İddianamede, 9 Ocak 1995'te Metin Vural'ın öldürülmesi eyleminin ise Ağar, Eken ve Şahin'in bilgi ve talimatı olmadan, teşekkül mensubu diğer bazı sanıklarca gerçekleştirildiğinin anlaşıldığı bildirildi.
Sanıkların, 765 sayılı TCK'nın "Suç işlemek amacıyla kurulan silahlı örgüt/teşekkül çerçevesinde adam öldürmek, adam öldürmeye iştirak" suçundan ağırlaştırılmış müebbet hapis cezasına çarptırılmaları istendi.

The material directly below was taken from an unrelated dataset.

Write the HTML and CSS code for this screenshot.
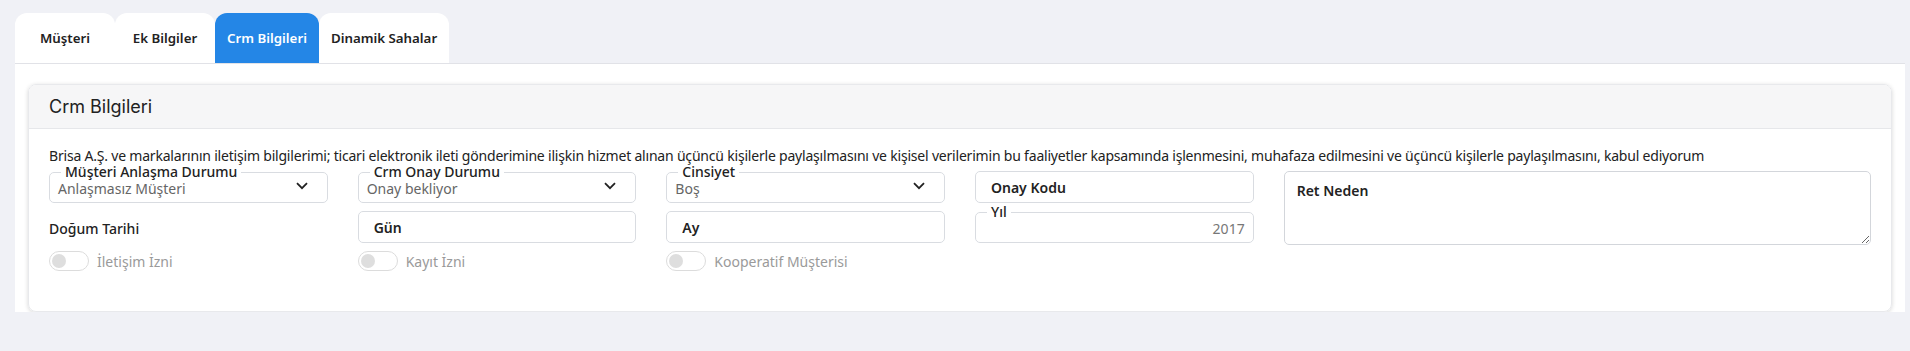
FILE: index.html
```html
<!DOCTYPE html>
<html lang="tr">
<head>
    <meta charset="UTF-8">
    <meta name="viewport" content="width=device-width, initial-scale=1.0">
    <title>Crm Bilgileri</title>
    <link rel="stylesheet" href="styles.css">
</head>
<body>
    <ul class="tabs">
        <li class="tab">Müşteri</li>
        <li class="tab">Ek Bilgiler</li>
        <li class="tab active">Crm Bilgileri</li>
        <li class="tab">Dinamik Sahalar</li>
    </ul>

    <div class="tab-panel">
        <div class="card">
            <div class="card-header">Crm Bilgileri</div>
            <div class="card-body">
                <p class="consent">Brisa A.Ş. ve markalarının iletişim bilgilerimi; ticari elektronik ileti gönderimine ilişkin hizmet alınan üçüncü kişilerle paylaşılmasını ve kişisel verilerimin bu faaliyetler kapsamında işlenmesini, muhafaza edilmesini ve üçüncü kişilerle paylaşılmasını, kabul ediyorum</p>

                <div class="form-grid">
                    <div class="cell">
                        <fieldset class="select-box">
                            <legend>Müşteri Anlaşma Durumu</legend>
                            <div class="select-value">
                                <span>Anlaşmasız Müşteri</span>
                                <svg class="chevron" width="12" height="8" viewBox="0 0 12 8"><path d="M1 1.2 6 6.2 11 1.2" fill="none" stroke="#222" stroke-width="1.8"/></svg>
                            </div>
                        </fieldset>
                    </div>
                    <div class="cell">
                        <fieldset class="select-box">
                            <legend>Crm Onay Durumu</legend>
                            <div class="select-value">
                                <span>Onay bekliyor</span>
                                <svg class="chevron" width="12" height="8" viewBox="0 0 12 8"><path d="M1 1.2 6 6.2 11 1.2" fill="none" stroke="#222" stroke-width="1.8"/></svg>
                            </div>
                        </fieldset>
                    </div>
                    <div class="cell">
                        <fieldset class="select-box">
                            <legend>Cinsiyet</legend>
                            <div class="select-value">
                                <span>Boş</span>
                                <svg class="chevron" width="12" height="8" viewBox="0 0 12 8"><path d="M1 1.2 6 6.2 11 1.2" fill="none" stroke="#222" stroke-width="1.8"/></svg>
                            </div>
                        </fieldset>
                    </div>
                    <div class="cell">
                        <input class="text-box" type="text" placeholder="Onay Kodu">
                    </div>
                    <div class="cell cell-notes">
                        <textarea class="notes" placeholder="Ret Neden"></textarea>
                    </div>

                    <div class="cell cell-mid">
                        <span class="field-label">Doğum Tarihi</span>
                    </div>
                    <div class="cell">
                        <input class="text-box" type="text" placeholder="Gün">
                    </div>
                    <div class="cell">
                        <input class="text-box" type="text" placeholder="Ay">
                    </div>
                    <div class="cell">
                        <fieldset class="select-box">
                            <legend>Yıl</legend>
                            <div class="select-value year">2017</div>
                        </fieldset>
                    </div>

                    <div class="cell switch-cell">
                        <span class="switch"><span class="knob"></span></span>
                        <span class="switch-label">İletişim İzni</span>
                    </div>
                    <div class="cell switch-cell">
                        <span class="switch"><span class="knob"></span></span>
                        <span class="switch-label">Kayıt İzni</span>
                    </div>
                    <div class="cell switch-cell">
                        <span class="switch"><span class="knob"></span></span>
                        <span class="switch-label">Kooperatif Müşterisi</span>
                    </div>
                </div>
            </div>
        </div>
    </div>
</body>
</html>
```

FILE: styles.css
```css
body {
    margin: 0;
    background: #f0f1f6;
    font-family: "Noto Sans", "Open Sans", sans-serif;
    font-size: 14px;
    color: #222;
}
.tabs {
    display: flex;
    list-style: none;
    margin: 0;
    padding: 13px 15px 0;
}
.tab {
    min-width: 100px;
    height: 50px;
    padding: 0 12px;
    box-sizing: border-box;
    display: flex;
    align-items: center;
    justify-content: center;
    background: #fff;
    border-radius: 12px 12px 0 0;
    font-size: 13.3px;
    font-weight: 600;
    color: #222;
}
.tab.active {
    background: #2486e6;
    color: #fff;
}
.tab-panel {
    margin: 0 5px 0 15px;
    padding: 20px 13px 0;
    background: #fff;
    border-top: 1px solid #e1e2e7;
}
.card {
    border: 1px solid #e8e9ec;
    border-radius: 8px;
    box-shadow: 0 1px 4px rgba(0, 0, 0, 0.16);
    overflow: hidden;
}
.card-header {
    height: 43px;
    padding: 0 20px;
    display: flex;
    align-items: center;
    background: #f6f6f7;
    border-bottom: 1px solid #e6e7ea;
    font-family: Inter, sans-serif;
    font-size: 18px;
    color: #222;
}
.card-body {
    padding: 19px 20px 40px;
}
.consent {
    margin: 0;
    line-height: 16px;
    white-space: nowrap;
    letter-spacing: -0.2px;
}
.form-grid {
    display: grid;
    grid-template-columns: repeat(6, 1fr);
    grid-template-rows: 38px 40px auto;
    column-gap: 30px;
    margin-top: 1px;
}
.cell {
    display: flex;
    flex-direction: column;
    justify-content: flex-end;
}
.cell-notes {
    grid-column: span 2;
    grid-row: span 2;
    justify-content: flex-start;
    padding-top: 6px;
}
.cell-mid {
    justify-content: center;
    padding-top: 10px;
}
.select-box {
    margin: 0;
    padding: 0 8px 5px;
    border: 1px solid #d9dce1;
    border-radius: 5px;
    min-width: 0;
}
.select-box legend {
    margin-left: 3px;
    padding: 0 4px;
    font-size: 14px;
    line-height: 14px;
    font-weight: 500;
    color: #222;
}
.select-value {
    display: flex;
    align-items: center;
    justify-content: space-between;
    height: 18px;
    color: #666;
}
.chevron {
    margin-right: 11px;
    margin-top: -4px;
}
.select-value.year {
    justify-content: flex-end;
    color: #777;
}
.text-box {
    box-sizing: border-box;
    width: 100%;
    height: 32px;
    padding: 0 15px;
    border: 1px solid #d9dce1;
    border-radius: 5px;
    font-family: inherit;
    font-size: 14px;
}
.text-box::placeholder,
.notes::placeholder {
    color: #222;
    font-weight: 600;
}
.notes {
    box-sizing: border-box;
    flex-shrink: 0;
    width: 100%;
    height: 74px;
    padding: 9px 12px;
    border: 1px solid #d3d6db;
    border-radius: 5px;
    font-family: inherit;
    font-size: 14px;
}
.field-label {
    font-weight: 500;
}
.switch-cell {
    flex-direction: row;
    align-items: center;
    justify-content: flex-start;
    margin-top: 8px;
}
.switch {
    box-sizing: border-box;
    width: 40px;
    height: 20px;
    padding: 2px;
    border: 1px solid #dcdcdc;
    border-radius: 10px;
    display: flex;
    align-items: center;
}
.knob {
    width: 14px;
    height: 14px;
    border-radius: 50%;
    background: #dedede;
}
.switch-label {
    margin-left: 8px;
    color: #9a9a9a;
}
```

Faili Meçhul Cinayetler İddianamesi
Ankara 13. Ağır Ceza Mahkemesinin, 1990'lı yıllarda işlenen 18 faili meçhul cinayetle ilgili iddianamesinde, "Suç tarihlerinde Emniyet teşkilatında görevli olan Mehmet Kemal Ağar, İbrahim Şahin, Mehmet Korkut Eken ve diğer bazı teşekkül mensuplarının, terörle mücadele adı altında yola çıkıp, tam bir sorumsuzluk içerisinde hareket ettikleri", yanlarına kumarhane işleticisi, uyuşturucu kaçakçısı, katliam sanığı ve hükümlüsünü de alan sanıkların, "Uyuşturucu madde ticareti ve kumarhane işleterek elde ettikleri gelirleri PKK terör örgütüne aktardıklarını değerlendirdikleri kişileri öldürdükleri" ifade edildi.